Daines Holds Listening Session on Rocky Mountain Front

By Beacon Staff

CHOTEAU — A listening session hosted by Rep. Steve Daines to gather public input on a bill that would preserve current conditions on some 275,000 acres of public land on the Rocky Mountain Front drew 200 people to Choteau on Wednesday afternoon.

Supporters of the Rocky Mountain Front Heritage Act made a stronger showing at the meeting, but Daines found out the bill has both passionate supporters and detractors. Residents from Choteau, Augusta and other Front communities were joined at the meeting by Montanans from as far away as Missoula, Polson and Bozeman.

“We don’t have consensus right now, you can see from this meeting, on the Heritage Act,” Daines said after the hour-long meeting, that gave critics and proponents two minutes each for a face-to-face with Daines, a Republican and the state’s lone congressman.

U.S. Sen. Max Baucus, D-Mont., reintroduced the bill in February. Baucus is hoping to get a hearing in the Energy and Natural Resources Committee. Supporters are hoping for Daines’ support so the state’s congressional delegation is united. Sen. Jon Tester supports the legislation.

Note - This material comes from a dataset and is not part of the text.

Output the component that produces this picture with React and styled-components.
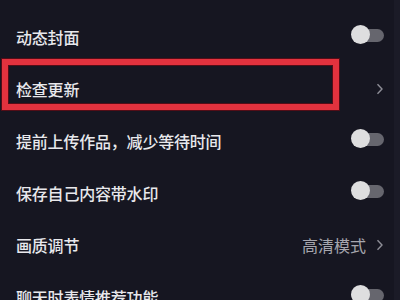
import React from "react";
import styled, { createGlobalStyle } from "styled-components";

const Global = createGlobalStyle`
  html, body { margin: 0; padding: 0; background: #161621; }
  body { font-family: "Noto Sans CJK SC", "Noto Sans", sans-serif; }
`;

const Page = styled.div`
  width: 400px;
  height: 300px;
  overflow: hidden;
  background: #161621;
  box-sizing: border-box;
  padding-top: 11px;
  box-shadow: inset -6px 0 0 #1b1b27;
  display: flex;
  flex-direction: column;
`;

const Row = styled.div`
  position: relative;
  height: 52px;
  flex: 0 0 52px;
  display: flex;
  align-items: center;
  justify-content: space-between;
  padding: 0 16px 0 16px;
  box-sizing: border-box;
`;

const Label = styled.span`
  font-size: 16px;
  font-weight: 500;
  color: #e8e8ec;
  letter-spacing: -0.2px;
  line-height: 1;
`;

const Right = styled.div`
  display: flex;
  align-items: center;
  gap: 10px;
`;

const Value = styled.span`
  font-size: 16px;
  color: #a6a6ae;
  line-height: 1;
`;

const Chevron = styled.svg`
  width: 8px;
  height: 12px;
  display: block;
`;

const Switch = styled.div`
  position: relative;
  width: 33px;
  height: 20px;
  margin-bottom: 5px;
  &::before {
    content: "";
    position: absolute;
    left: 2px;
    right: 0;
    top: 4px;
    height: 13px;
    border-radius: 7px;
    background: #66666e;
  }
  &::after {
    content: "";
    position: absolute;
    left: 0;
    top: 0;
    width: 19px;
    height: 19px;
    border-radius: 50%;
    background: #dededf;
  }
`;

const Highlight = styled.div`
  position: absolute;
  left: 2px;
  top: -4px;
  width: 337px;
  height: 51px;
  box-sizing: border-box;
  border: 6px solid #e2323e;
  box-shadow: 0 0 0 1px rgba(110, 10, 20, 0.7), inset 0 0 0 1px rgba(110, 10, 20, 0.7);
  pointer-events: none;
`;

const Arrow = () => (
  <Chevron viewBox="0 0 8 12">
    <path d="M1.5 1.2 L6 6 L1.5 10.8" fill="none" stroke="#8e8e97" strokeWidth="1.4" />
  </Chevron>
);

const rows = [
  { label: "动态封面", type: "switch" },
  { label: "检查更新", type: "arrow", highlight: true },
  { label: "提前上传作品，减少等待时间", type: "switch" },
  { label: "保存自己内容带水印", type: "switch" },
  { label: "画质调节", type: "arrow", value: "高清模式" },
  { label: "聊天时表情推荐功能", type: "switch" },
];

export default function App() {
  return (
    <>
      <Global />
      <Page>
        {rows.map((r) => (
          <Row key={r.label}>
            <Label>{r.label}</Label>
            {r.type === "switch" ? (
              <Switch />
            ) : (
              <Right>
                {r.value && <Value>{r.value}</Value>}
                <Arrow />
              </Right>
            )}
            {r.highlight && <Highlight />}
          </Row>
        ))}
      </Page>
    </>
  );
}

The bill would add 67,112 acres of new wilderness to the Bob Marshall Wilderness Complex.

It also proposes to designate 208,160 acres as Conservation Management Area. That designation is not as restrictive as wilderness but would keep protections currently in place in the Forest Service’s travel plan in place permanently.

Daines said he still hasn’t made up his mind on whether he’ll support the legislation.

“You saw today the diverse opinions,” Daines said. “There’s passion on both sides.”

More supporters of the bill showed up than detractors.

Of the 69 people who signed up to speak, 51 indicated on the sign-up sheet that they were for the Heritage Act, and 16 said they were against it. One person said they were undecided, and one said they were for it but with “modifications.”

Due to time constraints, 25 of the 69 people who signed up got the chance to speak at the meeting. Of the 25 speakers, 17 were in favor of the bill and eight were against it.

“The Front is the wildest land in the Lower 48 and will remain so with your help,” Greg Schotz, a member of the Back Country Horsemen, told Daines.

Randy Newberg of Bozeman gave Daines a petition he said was signed by 1,100 sportsmen who support the Rocky Mountain Heritage Act, which he called a good idea that reflects that values of Montanans.

“It shows the importance of this area and how people feel about it,” Newberg said of the petition.

Those who spoke against the bill said, in effect, that it was a bad idea that doesn’t reflect their values.

“I oppose it, and I’d really appreciate if you did too,” Lane Yeager of Choteau said.

Hunting and hiking is available now on the Front and it will be without new land management designations, he said.

Opponents testified that they were concerned about management changes restricting mechanical treatments of weeds and timber.

Grazing would continue in both the CMA and wilderness designations but Mark Salmond, a fifth-generation rancher from Choteau, told Daines he still is concerned that wilderness will bring increasing scrutiny. His family owns land that abuts land proposed for protections and leases public land from the Forest Service for grazing.

“Permittees may not be forced off these allotments but through rules and regulations they may become so burdensome and undesirable that the ranchers won’t be able to operate in a productive manner,” said Salmond, reading from a statement. “These allotments are what make some of these ranches viable operations.”

Daines said he was just there to listen and was keeping an open mind. He said would continue to collect information about the bill.

He currently is on a natural resources tour of the state and is headed back to Washington next week.

One consideration in his deliberations will be the condition of the state’s forests. Daines said he’s heard concern on the tour about forest fires and bug kill and communities being unable to harvest timber responsibly. Addressing that issue will be a top priority for him serving in the House Natural Resources Committee, he said.

“I can tell you straight up I don’t,” Daines told the audience at the close of the meeting, responding to one critic of the bill who claimed Daines has his mind made up to support the bill.

Prior to the meeting, Dusty Crary, one of the original supporters of the legislation, said the bill involves non-wilderness lands south of Birch Creek and north of Highway 287. He compared the bill to a conservation easement that preserves current conditions on the ground. He says a small but diverse group originally started working on the proposal when Lewis and Clark National Forest began remaking its travel plan for the area several years ago. He says the “conservation management area” designation, which is not “big W,” or wilderness, makes the proposal practical and politically attainable.

“We wanted to be proactive and try to come up with something that was customized to fit this landscape and the people and the uses that are here,” Crary said. “I think we’ve done that.”